Camille Hines, chair of the planning committee of “Tribute to Rex,” said the project has been a long time in the making.

“For this visit, the company will consist of a group of 35. This will include a cast of 16 dancers, 8 singers, 7 musicians and 2 technicians, a total of 35 members. Coordinating this is no mean feat. As you all can imagine, this is also a huge financial undertaking and sponsor support is still being sought.”

The performance will include works by a new generation of choreographers and also pieces by well-known resident choreographers like Bert Rose, Clive Thompson, Barbara Requa, among others.

In addition, there will be newly choreographed creations from their recently concluded and highly acclaimed annual summer season.

“What we do know is that one of the company’s most singular masterpieces, “Dialogue for Three,” choreographed by Rex Nettleford in 1963 and first performed by Eddy Thomas, Noelle Chutkan and Yvonne DaCosta, will be included,” Hines said.

She noted that after more than 50 years, this seminal piece continues to excite and inspire audiences around the world.

Artistic director, Barry Moncrieffe, will hold a master class with young students of dance during the visit on November 3. The class will take the form of two workshops: one at a school with a dance curriculum; the other, more community-based, will take place in the evening.

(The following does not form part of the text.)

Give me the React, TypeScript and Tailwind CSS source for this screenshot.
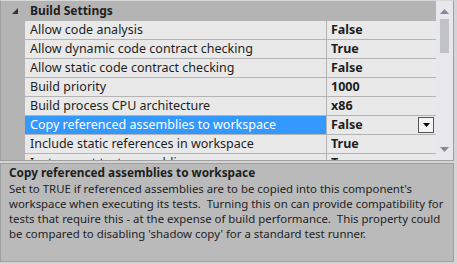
const ROWS = [
  { name: 'Allow code analysis', value: 'False' },
  { name: 'Allow dynamic code contract checking', value: 'True' },
  { name: 'Allow static code contract checking', value: 'False' },
  { name: 'Build priority', value: '1000' },
  { name: 'Build process CPU architecture', value: 'x86' },
  { name: 'Copy referenced assemblies to workspace', value: 'False', selected: true },
  { name: 'Include static references in workspace', value: 'True' },
  { name: 'Instrument test assemblies', value: 'True' },
];

export default function App() {
  return (
    <div
      className="w-[457px] h-[264px] bg-[#d4d4d4] overflow-hidden text-[12.5px] text-[#1e1e1e]"
      style={{ fontFamily: '"Noto Sans", "Open Sans", sans-serif' }}
    >
      {/* property grid */}
      <div className="w-[454px] h-[161px] border border-[#a0a0a0] border-t-[#d8d8d8] bg-[#b4b4b4] flex">
        <div className="flex-1 flex flex-col overflow-hidden">
          <div className="h-[20px] flex items-center shrink-0">
            <span className="w-[24px] flex justify-center pl-[4px]">
              <svg width="7" height="7" viewBox="0 0 7 7">
                <path d="M6 0 L6 6 L0 6 Z" fill="#333" />
              </svg>
            </span>
            <span className="font-bold pl-[5px] leading-none text-[12px]">Build Settings</span>
          </div>
          {ROWS.map((r) => (
            <div key={r.name} className="h-[19px] flex shrink-0">
              <div className="w-[24px] shrink-0" />
              <div
                className={`w-[302px] shrink-0 border-b border-r border-[#b4b4b4] pl-[5px] flex items-center whitespace-nowrap overflow-hidden ${
                  r.selected ? 'bg-[#3399ff] text-white' : 'bg-[#e9e9ea]'
                }`}
              >
                {r.name}
              </div>
              <div className="flex-1 border-b border-[#b4b4b4] bg-[#e9e9ea] pl-[4px] flex items-center font-bold relative">
                {r.value}
                {r.selected && (
                  <span className="absolute right-[2px] top-[1px] w-[16px] h-[16px] border border-[#555] bg-[#f4f4f4] flex items-center justify-center">
                    <svg width="7" height="4" viewBox="0 0 7 4">
                      <path d="M0 0 L7 0 L3.5 4 Z" fill="#000" />
                    </svg>
                  </span>
                )}
              </div>
            </div>
          ))}
        </div>
        {/* scrollbar */}
        <div className="w-[17px] bg-[#e8e8ec] flex flex-col items-center shrink-0">
          <svg width="9" height="5" viewBox="0 0 9 5" className="mt-[8px]">
            <path d="M0 5 L9 5 L4.5 0 Z" fill="#868999" />
          </svg>
          <div className="w-[9px] h-[34px] bg-[#c2c3c9] mt-[5px]" />
          <div className="flex-1" />
          <svg width="9" height="5" viewBox="0 0 9 5" className="mb-[8px]">
            <path d="M0 0 L9 0 L4.5 5 Z" fill="#868999" />
          </svg>
        </div>
      </div>
      {/* description */}
      <div className="w-[454px] h-[99px] mt-[2px] border border-[#a0a0a0] bg-[#bababa] px-[8px] overflow-hidden">
        <div className="font-bold leading-[14px] text-[11.8px] mt-[1px]">Copy referenced assemblies to workspace</div>
        <p className="leading-[15px] whitespace-pre text-[11.4px] mt-[2px]">
          {"Set to TRUE if referenced assemblies are to be copied into this component's\nworkspace when executing its tests.  Turning this on can provide compatibility for\ntests that require this - at the expense of build performance.  This property could\nbe compared to disabling 'shadow copy' for a standard test runner."}
        </p>
      </div>
    </div>
  );
}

The rehearsal on November 4 will be open to students of dance. Proceeds from the performance will result in two scholarships being granted to aspiring students of dance to the Jamaica School of Dance.

The NDTC was co-founded by the late Professor Rex Nettleford and Eddy Thomas with 16 founding members in 1962, when Jamaica gained its independence, “to forge out of the Jamaican and Caribbean life, an art form faithful to reality while being a part of a wider world and universal landscape of the creative arts.”

Beckford said the visit was her first time in Canada and that she was in Toronto to facilitate potential investors. The renowned Toronto International Film Festival has happened in the city and Beckford had been meeting with key stakeholders.

She said Jamaica has a competitive advantage in film, music, dance, theatre and food.

Appealing to second and third generation Jamaican Canadians, she wants them – co-writers, co-producers and co-directors – to “come to Jamaica to get things done.”

The film commissioner noted that there are 800 young animators registered in Jamaica. Their work is being outsourced and they are making good money, she said, noting that documentaries and vinyl are coming back.

She said there are plans, in the making, to showcase Jamaica in the best ways from July 7-11 next year.

The Jamaica Film Commission was established in 1984 to promote Jamaica’s film industry. It forms part of Jamaica Promotions Corporation (JAMPRO/Jamaica Trade & Invest), the investment and export arm of the government.